** START Data excerpt **

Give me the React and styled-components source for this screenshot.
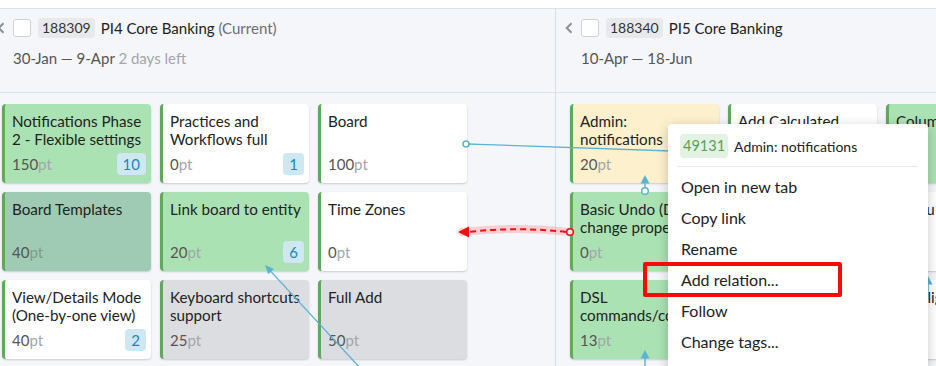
import React from "react";
import styled, { createGlobalStyle } from "styled-components";

const Global = createGlobalStyle`
  html, body { margin: 0; padding: 0; background: #fff; }
  body { font-family: "Lato", "Noto Sans", sans-serif; overflow: hidden; }
`;

const Page = styled.div`
  position: relative;
  width: 936px;
  height: 366px;
  overflow: hidden;
  background: #fff;
`;

const TopStrip = styled.div`
  height: 8px;
  background: #fff;
`;

const Board = styled.div`
  display: flex;
  margin-left: -12px;
  border-top: 1px solid #d9e1ea;
  height: 357px;
  background: #f5f6fa;
`;

const Column = styled.section`
  flex: 0 0 568px;
  box-sizing: border-box;
  border-right: 1px solid #d5dee9;
  display: flex;
  flex-direction: column;
  background: #f5f6fa;
`;

const ColumnHeader = styled.header`
  box-sizing: border-box;
  height: 84px;
  padding-top: 8px;
  border-bottom: 1px solid #d9e1ea;
  background: #f4f6fa;
  display: flex;
  flex-direction: column;
  gap: 10px;
`;

const TitleRow = styled.div`
  display: flex;
  align-items: center;
  height: 21px;
  padding-left: 9px;
`;

const Chevron = styled.svg`
  width: 8px;
  height: 12px;
  margin-right: 8px;
  flex: none;
`;

const Checkbox = styled.span`
  box-sizing: border-box;
  width: 18px;
  height: 18px;
  border: 1px solid #cfd3d8;
  border-radius: 3px;
  background: #fff;
  margin-right: 7px;
  flex: none;
`;

const IdChip = styled.span`
  height: 20px;
  line-height: 20px;
  padding: 0 4px;
  border-radius: 4px;
  background: #e8e9eb;
  color: #333;
  font-size: 14px;
  margin-right: 6px;
`;

const ColumnTitle = styled.span`
  font-size: 15px;
  color: #222;
  white-space: nowrap;
`;

const Muted = styled.span`
  color: #6b6f75;
`;

const DateRow = styled.div`
  height: 20px;
  line-height: 20px;
  padding-left: 25px;
  font-size: 15px;
  color: #555;
  white-space: nowrap;
`;

const Remaining = styled.span`
  color: #a3a6ab;
`;

const CardGrid = styled.div`
  display: grid;
  grid-template-columns: repeat(3, 149px);
  grid-auto-rows: 79px;
  gap: 9px;
  padding: 11px 0 0 14px;
`;

const tones = {
  green: "#aae2b3",
  white: "#ffffff",
  teal: "#9fcab3",
  gray: "#dcdde0",
  yellow: "#fdf0cd",
};

const Card = styled.div`
  box-sizing: border-box;
  background: ${(p) => tones[p.$tone]};
  border-left: 3px solid #5fa95b;
  border-radius: 4px;
  box-shadow: 0 1px 2px rgba(0, 0, 0, 0.18);
  padding: 8px 5px 8px 7px;
  display: flex;
  flex-direction: column;
  justify-content: space-between;
  overflow: hidden;
`;

const CardTitle = styled.div`
  font-size: 15.2px;
  line-height: 18px;
  color: #222;
  max-height: 36px;
  overflow: hidden;
  white-space: pre-line;
`;

const CardFooter = styled.div`
  display: flex;
  align-items: center;
  justify-content: space-between;
  height: 22px;
`;

const Points = styled.span`
  font-size: 15px;
  color: #555;
`;

const Unit = styled.span`
  color: ${(p) => (p.$tone === "teal" ? "#7f9c8c" : "#a3a6ab")};
`;

const Count = styled.span`
  min-width: 21px;
  height: 22px;
  line-height: 22px;
  padding: 0 6px;
  box-sizing: border-box;
  text-align: center;
  border-radius: 4px;
  background: #cfe7f1;
  color: #1c86bd;
  font-size: 15px;
`;

const Overlay = styled.svg`
  position: absolute;
  left: 0;
  top: 0;
  width: 936px;
  height: 366px;
  pointer-events: none;
`;

const Menu = styled.div`
  position: absolute;
  left: 668px;
  top: 124px;
  width: 260px;
  height: 260px;
  box-sizing: border-box;
  background: #fff;
  border-radius: 4px;
  box-shadow: 0 3px 12px rgba(0, 0, 0, 0.22);
  padding-top: 10px;
`;

const MenuHeader = styled.div`
  display: flex;
  align-items: center;
  gap: 6px;
  margin: 0 10px;
  padding: 0 0 8px 2px;
  border-bottom: 1px solid #e7e7e7;
`;

const MenuId = styled.span`
  height: 24px;
  line-height: 24px;
  padding: 0 3px;
  border-radius: 4px;
  background: #e3f2e3;
  color: #5b9e5b;
  font-size: 14.5px;
`;

const MenuHeaderText = styled.span`
  font-size: 14px;
  color: #222;
`;

const MenuList = styled.div`
  padding-top: 4px;
`;

const MenuItem = styled.div`
  height: 31px;
  line-height: 31px;
  padding: 0 13px;
  font-size: 16px;
  color: #222;
  white-space: nowrap;
`;

const Highlight = styled.div`
  position: absolute;
  left: 643px;
  top: 262px;
  width: 199px;
  height: 35px;
  box-sizing: border-box;
  border: 4px solid #f20c0c;
  border-radius: 2px;
`;

const columns = [
  {
    id: "188309",
    title: "PI4 Core Banking",
    suffix: "(Current)",
    dates: "30-Jan — 9-Apr",
    left: "2 days left",
    cards: [
      { title: "Notifications Phase 2 - Flexible settings", pts: 150, count: 10, tone: "green" },
      { title: "Practices and Workflows full", pts: 0, count: 1, tone: "white" },
      { title: "Board", pts: 100, tone: "white" },
      { title: "Board Templates", pts: 40, tone: "teal" },
      { title: "Link board to entity", pts: 20, count: 6, tone: "green" },
      { title: "Time Zones", pts: 0, tone: "white" },
      { title: "View/Details Mode (One-by-one view)", pts: 40, count: 2, tone: "white" },
      { title: "Keyboard shortcuts support", pts: 25, tone: "gray" },
      { title: "Full Add", pts: 50, tone: "gray" },
    ],
  },
  {
    id: "188340",
    title: "PI5 Core Banking",
    dates: "10-Apr — 18-Jun",
    cards: [
      { title: "Admin:\nnotifications", pts: 20, tone: "yellow" },
      { title: "Add Calculated Fields", pts: 8, tone: "white" },
      { title: "Columns", pts: 10, tone: "green" },
      { title: "Basic Undo (DnD, change properties)", pts: 0, tone: "green" },
      { title: "Inline editing", pts: 5, tone: "white" },
      { title: "Menu Sidebar", pts: 3, tone: "white" },
      { title: "DSL commands/controls", pts: 13, tone: "green" },
      { title: "Filters", pts: 8, tone: "white" },
      { title: "Highlighting groups", pts: 5, tone: "white" },
    ],
  },
];

const BLUE = "#5ab3d3";

function Links() {
  return (
    <Overlay viewBox="0 0 936 366">
      <path d="M469 144 C 540 146, 610 149, 700 152" stroke={BLUE} strokeWidth="1.3" fill="none" />
      <circle cx="466" cy="144" r="3" fill="#fff" stroke={BLUE} strokeWidth="1.5" />
      <line x1="645" y1="187.5" x2="645" y2="182" stroke={BLUE} strokeWidth="1.5" />
      <polygon points="645,175 649.5,183.5 640.5,183.5" fill={BLUE} />
      <circle cx="645" cy="191" r="3.3" fill="#fff" stroke={BLUE} strokeWidth="1.5" />
      <path d="M570 232 Q 518 226 462 232" stroke="rgba(255,70,70,0.22)" strokeWidth="8" fill="none" strokeLinecap="round" />
      <path d="M566 232 Q 518 226.5 468 232" stroke="#f01010" strokeWidth="2" strokeDasharray="6 4" fill="none" />
      <polygon points="458,232 469,226.5 469,237.5" fill="#f01010" />
      <circle cx="570" cy="232" r="3.3" fill="#fff" stroke="#f01010" strokeWidth="1.6" />
      <line x1="271" y1="271.6" x2="362" y2="370" stroke={BLUE} strokeWidth="1.3" />
      <polygon points="265,265 274,268.9 268.2,274.3" fill={BLUE} />
      <line x1="645" y1="357" x2="645" y2="366" stroke={BLUE} strokeWidth="1.5" />
      <polygon points="645,350 649.5,358.5 640.5,358.5" fill={BLUE} />
      <line x1="928" y1="283" x2="928" y2="300" stroke={BLUE} strokeWidth="1.5" />
      <polygon points="928,276 932.5,284.5 923.5,284.5" fill={BLUE} />
    </Overlay>
  );
}

export default function App() {
  return (
    <Page>
      <Global />
      <TopStrip />
      <Board>
        {columns.map((col) => (
          <Column key={col.id}>
            <ColumnHeader>
              <TitleRow>
                <Chevron viewBox="0 0 8 12">
                  <polyline points="6.5,1.2 1.8,6 6.5,10.8" fill="none" stroke="#8a8f98" strokeWidth="2" />
                </Chevron>
                <Checkbox />
                <IdChip>{col.id}</IdChip>
                <ColumnTitle>
                  {col.title}
                  {col.suffix && <Muted> {col.suffix}</Muted>}
                </ColumnTitle>
              </TitleRow>
              <DateRow>
                {col.dates}
                {col.left && <Remaining> {col.left}</Remaining>}
              </DateRow>
            </ColumnHeader>
            <CardGrid>
              {col.cards.map((c, i) => (
                <Card key={i} $tone={c.tone}>
                  <CardTitle>{c.title}</CardTitle>
                  <CardFooter>
                    <Points>
                      {c.pts}
                      <Unit $tone={c.tone}>pt</Unit>
                    </Points>
                    {c.count != null && <Count>{c.count}</Count>}
                  </CardFooter>
                </Card>
              ))}
            </CardGrid>
          </Column>
        ))}
      </Board>
      <Links />
      <Menu>
        <MenuHeader>
          <MenuId>49131</MenuId>
          <MenuHeaderText>Admin: notifications</MenuHeaderText>
        </MenuHeader>
        <MenuList>
          <MenuItem>Open in new tab</MenuItem>
          <MenuItem>Copy link</MenuItem>
          <MenuItem>Rename</MenuItem>
          <MenuItem>Add relation...</MenuItem>
          <MenuItem>Follow</MenuItem>
          <MenuItem>Change tags...</MenuItem>
        </MenuList>
      </Menu>
      <Highlight />
    </Page>
  );
}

** END Data excerpt **

* Given request
Select and copy each line from the data that includes the word "React".

* Response to this exercise
Give me the React and styled-components source for this screenshot.
import React from "react";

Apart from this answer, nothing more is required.